Indigenous Peoples’ Day, explained

Supporters of the day say it may help bring attention to some of the ways Indigenous peoples are discriminated against and are disproportionately affected by climate change, gender violence and health issues, as well as to the Indigenous lands affected by mining, drilling and both public and private projects,” the New York Times‘ Melina Delkic reports.

Biden’s pardons for marijuana possession inject issue into midterms final stretch

Biden’s action — the fulfillment of a 2020 campaign promise — comes weeks before voters head to the polls, with some casting early ballots in a matter of days. Midterm elections traditionally are base contests, with the enthusiasm of the party’s core voters crucial to the outcome. The stakes couldn’t be higher this November, with Democrats clinging to razor-thin majorities in the House and Senate that could be reversed based on a handful of seats,” Azi Paybarah reports.

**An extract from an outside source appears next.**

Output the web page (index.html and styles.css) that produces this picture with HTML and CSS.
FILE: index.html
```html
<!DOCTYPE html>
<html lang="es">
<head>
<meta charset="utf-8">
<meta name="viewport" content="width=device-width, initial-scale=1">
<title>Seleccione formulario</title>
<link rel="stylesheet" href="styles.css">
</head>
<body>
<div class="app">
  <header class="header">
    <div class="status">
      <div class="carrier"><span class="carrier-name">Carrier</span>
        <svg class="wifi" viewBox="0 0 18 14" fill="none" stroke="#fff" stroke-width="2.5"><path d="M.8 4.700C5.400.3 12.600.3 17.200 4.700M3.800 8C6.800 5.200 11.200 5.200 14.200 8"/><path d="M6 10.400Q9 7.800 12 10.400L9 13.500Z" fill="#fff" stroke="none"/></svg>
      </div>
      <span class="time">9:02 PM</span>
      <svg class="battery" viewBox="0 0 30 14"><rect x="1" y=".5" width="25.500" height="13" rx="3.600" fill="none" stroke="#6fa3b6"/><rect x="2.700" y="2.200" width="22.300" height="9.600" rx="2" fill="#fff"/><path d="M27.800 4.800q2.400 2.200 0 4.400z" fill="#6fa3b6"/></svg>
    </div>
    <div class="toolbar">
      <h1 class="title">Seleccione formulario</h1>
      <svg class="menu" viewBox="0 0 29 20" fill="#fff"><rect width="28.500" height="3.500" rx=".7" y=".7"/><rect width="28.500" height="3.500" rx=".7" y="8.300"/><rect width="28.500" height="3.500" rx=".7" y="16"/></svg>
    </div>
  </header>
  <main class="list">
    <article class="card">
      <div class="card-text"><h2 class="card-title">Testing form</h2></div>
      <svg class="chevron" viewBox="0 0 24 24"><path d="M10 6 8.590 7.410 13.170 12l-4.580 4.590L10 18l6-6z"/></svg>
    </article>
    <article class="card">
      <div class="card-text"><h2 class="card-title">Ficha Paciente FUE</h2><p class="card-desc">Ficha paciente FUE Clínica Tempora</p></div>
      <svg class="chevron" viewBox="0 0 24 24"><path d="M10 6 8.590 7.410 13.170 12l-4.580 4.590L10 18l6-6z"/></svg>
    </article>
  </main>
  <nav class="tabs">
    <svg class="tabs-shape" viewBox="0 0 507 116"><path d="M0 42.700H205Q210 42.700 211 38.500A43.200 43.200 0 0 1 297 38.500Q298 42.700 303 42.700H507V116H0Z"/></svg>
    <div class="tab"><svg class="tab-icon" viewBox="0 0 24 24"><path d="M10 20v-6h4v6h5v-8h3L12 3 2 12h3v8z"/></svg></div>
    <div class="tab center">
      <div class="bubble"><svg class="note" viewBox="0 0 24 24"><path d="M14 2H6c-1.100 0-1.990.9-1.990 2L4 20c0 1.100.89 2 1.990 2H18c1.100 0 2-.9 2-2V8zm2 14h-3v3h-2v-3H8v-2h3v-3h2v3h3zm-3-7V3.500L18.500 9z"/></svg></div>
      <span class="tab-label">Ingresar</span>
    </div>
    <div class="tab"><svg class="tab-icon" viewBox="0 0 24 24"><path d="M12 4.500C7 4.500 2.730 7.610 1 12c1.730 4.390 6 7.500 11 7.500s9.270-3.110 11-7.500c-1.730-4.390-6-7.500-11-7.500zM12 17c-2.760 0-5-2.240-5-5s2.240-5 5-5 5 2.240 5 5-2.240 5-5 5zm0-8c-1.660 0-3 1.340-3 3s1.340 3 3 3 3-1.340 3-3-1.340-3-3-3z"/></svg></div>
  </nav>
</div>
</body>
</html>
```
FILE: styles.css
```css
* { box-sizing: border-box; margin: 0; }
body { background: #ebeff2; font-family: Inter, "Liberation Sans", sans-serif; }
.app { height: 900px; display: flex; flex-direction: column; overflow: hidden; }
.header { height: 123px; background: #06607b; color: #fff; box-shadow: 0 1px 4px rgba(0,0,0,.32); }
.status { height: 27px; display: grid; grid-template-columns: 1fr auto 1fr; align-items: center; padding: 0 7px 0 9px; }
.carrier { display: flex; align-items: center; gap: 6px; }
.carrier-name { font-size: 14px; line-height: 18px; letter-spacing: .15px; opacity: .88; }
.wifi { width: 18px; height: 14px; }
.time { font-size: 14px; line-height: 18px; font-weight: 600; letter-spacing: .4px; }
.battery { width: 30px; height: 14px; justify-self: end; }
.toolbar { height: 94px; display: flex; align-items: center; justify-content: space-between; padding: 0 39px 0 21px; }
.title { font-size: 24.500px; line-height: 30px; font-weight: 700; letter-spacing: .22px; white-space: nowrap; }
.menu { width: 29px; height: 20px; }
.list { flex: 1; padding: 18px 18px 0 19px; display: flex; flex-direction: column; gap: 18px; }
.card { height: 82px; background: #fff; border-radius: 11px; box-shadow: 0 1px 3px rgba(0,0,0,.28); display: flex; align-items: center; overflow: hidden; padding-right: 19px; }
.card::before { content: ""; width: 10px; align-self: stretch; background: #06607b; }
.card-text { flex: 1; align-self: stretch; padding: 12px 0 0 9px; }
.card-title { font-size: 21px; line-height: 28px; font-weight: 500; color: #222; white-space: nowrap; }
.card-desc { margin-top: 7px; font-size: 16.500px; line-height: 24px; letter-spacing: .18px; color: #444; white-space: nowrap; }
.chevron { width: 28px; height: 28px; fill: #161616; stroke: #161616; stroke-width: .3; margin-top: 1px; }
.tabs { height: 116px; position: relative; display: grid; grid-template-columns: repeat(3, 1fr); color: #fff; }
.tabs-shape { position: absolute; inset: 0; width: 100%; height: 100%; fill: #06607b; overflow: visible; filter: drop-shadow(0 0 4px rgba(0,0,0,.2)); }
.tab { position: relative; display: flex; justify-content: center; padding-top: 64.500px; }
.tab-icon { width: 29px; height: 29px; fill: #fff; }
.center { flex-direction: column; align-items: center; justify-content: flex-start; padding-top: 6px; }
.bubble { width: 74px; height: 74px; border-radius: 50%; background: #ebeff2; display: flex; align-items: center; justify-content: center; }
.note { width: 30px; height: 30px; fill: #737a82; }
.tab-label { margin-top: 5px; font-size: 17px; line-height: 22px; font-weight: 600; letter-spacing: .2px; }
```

‘Armageddon’ warning reflects Biden’s instincts about Putin

Biden’s comments were reflective of the long-held distrust he has harbored against Putin and his understanding of what Putin is willing to do to carry out his goals, U.S. officials and outside experts said. His skepticism about Putin began long before he became president — and long before Putin became one of the United States’ biggest adversaries,” Yasmeen Abutaleb, Karen DeYoung and Paul Sonne report.

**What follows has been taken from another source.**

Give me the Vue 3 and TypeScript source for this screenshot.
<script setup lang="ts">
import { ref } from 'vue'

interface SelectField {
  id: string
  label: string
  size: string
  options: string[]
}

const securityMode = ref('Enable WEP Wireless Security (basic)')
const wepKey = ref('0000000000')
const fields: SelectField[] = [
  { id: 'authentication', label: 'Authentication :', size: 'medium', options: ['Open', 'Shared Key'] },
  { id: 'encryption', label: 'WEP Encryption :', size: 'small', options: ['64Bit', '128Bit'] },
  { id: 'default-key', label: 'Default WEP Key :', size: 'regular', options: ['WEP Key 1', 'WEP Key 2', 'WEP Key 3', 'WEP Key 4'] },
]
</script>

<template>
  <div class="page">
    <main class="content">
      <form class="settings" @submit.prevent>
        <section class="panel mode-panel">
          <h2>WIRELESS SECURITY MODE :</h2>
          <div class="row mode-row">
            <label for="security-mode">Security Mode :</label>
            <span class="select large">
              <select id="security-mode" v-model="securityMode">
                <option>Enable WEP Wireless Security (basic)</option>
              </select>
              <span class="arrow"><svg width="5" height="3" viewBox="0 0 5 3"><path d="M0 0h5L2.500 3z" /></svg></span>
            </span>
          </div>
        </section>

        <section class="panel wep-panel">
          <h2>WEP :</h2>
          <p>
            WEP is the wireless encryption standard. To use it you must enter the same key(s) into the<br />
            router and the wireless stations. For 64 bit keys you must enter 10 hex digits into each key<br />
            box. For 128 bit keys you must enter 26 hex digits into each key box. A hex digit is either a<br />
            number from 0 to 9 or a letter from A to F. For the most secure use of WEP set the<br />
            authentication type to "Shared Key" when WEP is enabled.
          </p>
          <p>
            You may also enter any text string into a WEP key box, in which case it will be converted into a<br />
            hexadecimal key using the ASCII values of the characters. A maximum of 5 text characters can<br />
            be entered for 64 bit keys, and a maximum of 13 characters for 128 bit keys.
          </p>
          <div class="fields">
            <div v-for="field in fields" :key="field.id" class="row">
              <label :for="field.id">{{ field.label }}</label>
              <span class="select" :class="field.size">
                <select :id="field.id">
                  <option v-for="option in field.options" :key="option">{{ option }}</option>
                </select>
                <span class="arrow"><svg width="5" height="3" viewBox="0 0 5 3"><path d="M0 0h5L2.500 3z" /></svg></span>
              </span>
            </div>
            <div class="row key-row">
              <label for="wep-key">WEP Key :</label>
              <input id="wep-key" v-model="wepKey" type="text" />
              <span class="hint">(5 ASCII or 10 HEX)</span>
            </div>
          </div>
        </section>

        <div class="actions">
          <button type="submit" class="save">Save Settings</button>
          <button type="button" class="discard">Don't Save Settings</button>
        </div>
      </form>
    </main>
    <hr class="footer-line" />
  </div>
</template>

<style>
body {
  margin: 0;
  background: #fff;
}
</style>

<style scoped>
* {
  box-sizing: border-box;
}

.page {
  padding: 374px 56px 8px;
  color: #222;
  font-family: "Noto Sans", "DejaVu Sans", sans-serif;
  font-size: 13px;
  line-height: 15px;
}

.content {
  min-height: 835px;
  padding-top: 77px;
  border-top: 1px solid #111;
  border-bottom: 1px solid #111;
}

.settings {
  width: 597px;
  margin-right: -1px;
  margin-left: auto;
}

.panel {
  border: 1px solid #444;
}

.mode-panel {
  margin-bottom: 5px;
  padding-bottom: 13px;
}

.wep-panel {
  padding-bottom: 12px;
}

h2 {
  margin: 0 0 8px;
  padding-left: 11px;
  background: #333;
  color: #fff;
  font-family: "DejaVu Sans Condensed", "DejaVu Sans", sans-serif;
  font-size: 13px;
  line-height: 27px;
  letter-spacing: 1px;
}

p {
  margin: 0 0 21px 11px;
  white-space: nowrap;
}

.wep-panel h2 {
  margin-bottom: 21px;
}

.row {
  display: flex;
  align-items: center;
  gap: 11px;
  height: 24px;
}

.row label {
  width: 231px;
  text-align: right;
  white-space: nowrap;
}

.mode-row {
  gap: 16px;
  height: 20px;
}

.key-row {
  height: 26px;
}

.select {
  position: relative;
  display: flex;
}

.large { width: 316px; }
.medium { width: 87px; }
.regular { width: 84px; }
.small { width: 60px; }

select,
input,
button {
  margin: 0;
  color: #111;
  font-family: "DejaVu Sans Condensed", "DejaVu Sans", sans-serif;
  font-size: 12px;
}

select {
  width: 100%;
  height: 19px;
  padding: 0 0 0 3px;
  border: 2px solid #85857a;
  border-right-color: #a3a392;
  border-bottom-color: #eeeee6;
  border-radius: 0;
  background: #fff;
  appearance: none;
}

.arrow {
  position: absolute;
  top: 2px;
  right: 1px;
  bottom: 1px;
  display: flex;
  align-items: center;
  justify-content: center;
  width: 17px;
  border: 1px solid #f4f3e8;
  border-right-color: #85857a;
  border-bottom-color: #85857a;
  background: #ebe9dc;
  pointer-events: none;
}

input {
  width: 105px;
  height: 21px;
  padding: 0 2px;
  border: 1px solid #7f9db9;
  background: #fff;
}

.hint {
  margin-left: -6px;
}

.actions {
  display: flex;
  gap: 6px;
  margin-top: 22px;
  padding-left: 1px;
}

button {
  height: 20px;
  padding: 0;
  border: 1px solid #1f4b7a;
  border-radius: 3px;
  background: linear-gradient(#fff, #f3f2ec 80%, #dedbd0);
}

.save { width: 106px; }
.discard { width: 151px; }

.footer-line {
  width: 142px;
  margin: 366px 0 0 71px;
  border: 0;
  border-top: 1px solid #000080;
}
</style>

Analysis: Biden turns to lessons from the Cuban Missile Crisis to deal with Putin’s nuclear threat.

For weeks now, Mr. Biden’s aides have been debating whether there might be an analogous understanding, a way for the wounded Russian leader to find an out. They have offered no details, knowing that secrecy may be the key to seeking any successful exit and avoiding the conditions in which a cornered Mr. Putin reaches for his battlefield nuclear weapons,” the NYT‘s David E. Sanger reports.

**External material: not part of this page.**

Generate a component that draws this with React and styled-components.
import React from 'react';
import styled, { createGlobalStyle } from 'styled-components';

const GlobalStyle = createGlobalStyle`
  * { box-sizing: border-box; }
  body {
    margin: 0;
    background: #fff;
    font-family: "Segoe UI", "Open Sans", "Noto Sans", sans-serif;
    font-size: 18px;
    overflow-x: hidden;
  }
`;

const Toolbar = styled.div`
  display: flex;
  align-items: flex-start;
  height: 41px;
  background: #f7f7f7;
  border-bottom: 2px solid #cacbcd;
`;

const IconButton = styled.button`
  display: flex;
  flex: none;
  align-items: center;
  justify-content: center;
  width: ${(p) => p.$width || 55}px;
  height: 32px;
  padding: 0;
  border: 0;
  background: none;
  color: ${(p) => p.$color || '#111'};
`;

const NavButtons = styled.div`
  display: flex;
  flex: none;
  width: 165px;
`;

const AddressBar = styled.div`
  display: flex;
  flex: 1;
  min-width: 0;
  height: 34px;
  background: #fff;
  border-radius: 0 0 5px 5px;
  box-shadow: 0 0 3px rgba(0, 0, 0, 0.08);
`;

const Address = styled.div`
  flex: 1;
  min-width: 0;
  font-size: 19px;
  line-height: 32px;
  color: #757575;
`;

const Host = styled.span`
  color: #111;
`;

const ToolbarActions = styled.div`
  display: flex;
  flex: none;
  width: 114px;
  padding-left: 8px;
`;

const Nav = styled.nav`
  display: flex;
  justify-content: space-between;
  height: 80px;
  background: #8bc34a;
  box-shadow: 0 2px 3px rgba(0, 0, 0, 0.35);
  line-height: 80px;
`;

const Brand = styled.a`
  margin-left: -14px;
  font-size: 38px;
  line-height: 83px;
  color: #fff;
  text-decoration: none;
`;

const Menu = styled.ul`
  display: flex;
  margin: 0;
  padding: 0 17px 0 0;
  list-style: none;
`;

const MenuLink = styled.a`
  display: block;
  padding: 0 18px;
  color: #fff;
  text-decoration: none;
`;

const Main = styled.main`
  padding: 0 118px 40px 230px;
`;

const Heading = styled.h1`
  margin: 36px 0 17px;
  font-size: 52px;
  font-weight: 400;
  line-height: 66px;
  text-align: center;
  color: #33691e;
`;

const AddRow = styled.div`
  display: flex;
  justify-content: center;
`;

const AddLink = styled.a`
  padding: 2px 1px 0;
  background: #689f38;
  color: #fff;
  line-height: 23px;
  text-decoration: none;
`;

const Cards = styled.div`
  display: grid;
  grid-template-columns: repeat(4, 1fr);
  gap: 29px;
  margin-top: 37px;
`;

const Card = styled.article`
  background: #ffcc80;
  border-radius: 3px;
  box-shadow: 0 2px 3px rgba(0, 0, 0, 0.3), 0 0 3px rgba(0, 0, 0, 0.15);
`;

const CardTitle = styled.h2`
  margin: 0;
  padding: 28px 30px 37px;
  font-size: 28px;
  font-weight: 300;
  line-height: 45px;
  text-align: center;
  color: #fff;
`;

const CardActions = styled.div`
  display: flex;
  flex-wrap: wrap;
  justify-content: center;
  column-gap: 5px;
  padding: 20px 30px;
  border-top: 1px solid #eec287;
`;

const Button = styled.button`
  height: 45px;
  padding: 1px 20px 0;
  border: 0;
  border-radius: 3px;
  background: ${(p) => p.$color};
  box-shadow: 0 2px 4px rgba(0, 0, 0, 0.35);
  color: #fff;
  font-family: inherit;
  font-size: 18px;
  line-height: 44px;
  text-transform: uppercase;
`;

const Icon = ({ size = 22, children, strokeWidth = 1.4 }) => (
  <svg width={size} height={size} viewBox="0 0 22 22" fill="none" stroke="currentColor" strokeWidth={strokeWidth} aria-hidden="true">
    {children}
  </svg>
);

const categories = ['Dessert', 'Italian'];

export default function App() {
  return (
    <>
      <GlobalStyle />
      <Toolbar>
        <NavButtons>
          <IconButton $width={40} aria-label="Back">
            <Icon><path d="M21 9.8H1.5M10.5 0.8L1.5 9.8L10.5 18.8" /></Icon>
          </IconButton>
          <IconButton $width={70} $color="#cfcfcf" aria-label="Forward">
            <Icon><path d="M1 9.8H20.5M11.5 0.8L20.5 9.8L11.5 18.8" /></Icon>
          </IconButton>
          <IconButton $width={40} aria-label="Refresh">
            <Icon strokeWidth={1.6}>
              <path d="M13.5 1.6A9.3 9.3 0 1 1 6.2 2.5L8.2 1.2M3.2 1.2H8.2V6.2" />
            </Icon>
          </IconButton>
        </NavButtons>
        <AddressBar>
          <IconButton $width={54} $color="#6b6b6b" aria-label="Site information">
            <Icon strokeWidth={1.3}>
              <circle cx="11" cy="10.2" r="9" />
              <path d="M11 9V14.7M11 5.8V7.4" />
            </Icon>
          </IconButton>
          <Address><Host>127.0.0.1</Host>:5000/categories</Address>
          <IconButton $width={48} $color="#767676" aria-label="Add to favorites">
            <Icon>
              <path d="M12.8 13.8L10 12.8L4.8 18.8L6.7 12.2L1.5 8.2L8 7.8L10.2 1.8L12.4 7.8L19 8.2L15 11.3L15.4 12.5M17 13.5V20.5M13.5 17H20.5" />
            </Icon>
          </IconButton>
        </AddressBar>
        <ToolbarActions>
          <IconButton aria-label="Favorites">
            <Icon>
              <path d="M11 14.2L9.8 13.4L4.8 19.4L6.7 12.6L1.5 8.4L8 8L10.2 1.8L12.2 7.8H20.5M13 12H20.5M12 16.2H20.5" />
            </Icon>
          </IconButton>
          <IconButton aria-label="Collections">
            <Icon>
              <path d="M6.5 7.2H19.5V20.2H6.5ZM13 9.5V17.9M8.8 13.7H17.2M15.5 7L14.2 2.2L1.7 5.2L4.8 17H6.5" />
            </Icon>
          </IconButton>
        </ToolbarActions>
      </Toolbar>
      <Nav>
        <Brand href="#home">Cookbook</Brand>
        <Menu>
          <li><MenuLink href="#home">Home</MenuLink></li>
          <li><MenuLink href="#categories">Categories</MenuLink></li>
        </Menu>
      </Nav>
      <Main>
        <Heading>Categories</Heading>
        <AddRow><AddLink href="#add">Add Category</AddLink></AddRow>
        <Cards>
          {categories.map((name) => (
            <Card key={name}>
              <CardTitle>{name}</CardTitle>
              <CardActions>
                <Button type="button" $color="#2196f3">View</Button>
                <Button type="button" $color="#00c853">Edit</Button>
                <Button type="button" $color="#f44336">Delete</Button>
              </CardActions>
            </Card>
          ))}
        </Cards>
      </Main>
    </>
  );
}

Women’s voting rates, visualized

“In the coming weeks, The Washington Post will be looking at some of the voters who will decide the fate of the next Congress, and assessing whether Democrats can maintain the coalition that propelled them to victories in 2018 and 2020. This ‘Deciders’ series begins with a look from Colorado and how some women in Denver and its suburbs view the country, the issues, their families and themselves,” Dan Balz reports.

Arizona GOP raised record money with misleading pitches on election audit

“Arizona’s Republican Party raised record sums in 2021 with repeated appeals to supporters for money to help audit the 2020 presidential election. ‘Pitch in to Help Us Finish America’s Audit!’ and ‘Help America’s Audit’ were among the dozens of pitches from the party,” Josh Dawsey and Yvonne Wingett Sanchez report.

But Kelli Ward, the state party chairwoman, was sending a very different message to top Republicans in Washington at the time.”

“’We have not been raising money to pay for the audit,’ Ward wrote in one June 25, 2021, text message, according to a person with knowledge of the message, who spoke on the condition of anonymity to reveal internal details. ‘We were expressly told that we could/should not raise money for the audit and auditors before the audit began.’”

Rick Scott, Tom Cotton to rally in Georgia for embattled Herschel Walker

“National Republican Senatorial Committee Chairman Rick Scott (Fla.) will travel to Georgia on Tuesday to demonstrate support for Herschel Walker, days after news reports in which a former girlfriend accused the Senate candidate of paying for one abortion and urging a second,”  Michael Scherer and Annie Linskey report.

Sen. Tom Cotton (R-Ark.) is also making the trip, as the party continues to treat the Georgia contest as a marquee race that could help determine control of the Senate in 2023.”

Biden will leave Delaware for the White House at 1:55 p.m.. He will arrive at 2:50 p.m.

The first Columbus Day was born of violence — and political calculation

“The first national Columbus Day was proclaimed in 1892 by Republican President Benjamin Harrison to celebrate the 400th anniversary of Italian-born explorer Christopher Columbus’s supposed discovery of America,” Ronald G. Shafer reports.

“But for Harrison, it served another purpose: to help resolve a diplomatic crisis with Italy — and gain support among Italian American voters — after rioters in New Orleans lynched 11 Italian immigrants the year before.”

Thanks for reading. See you tomorrow.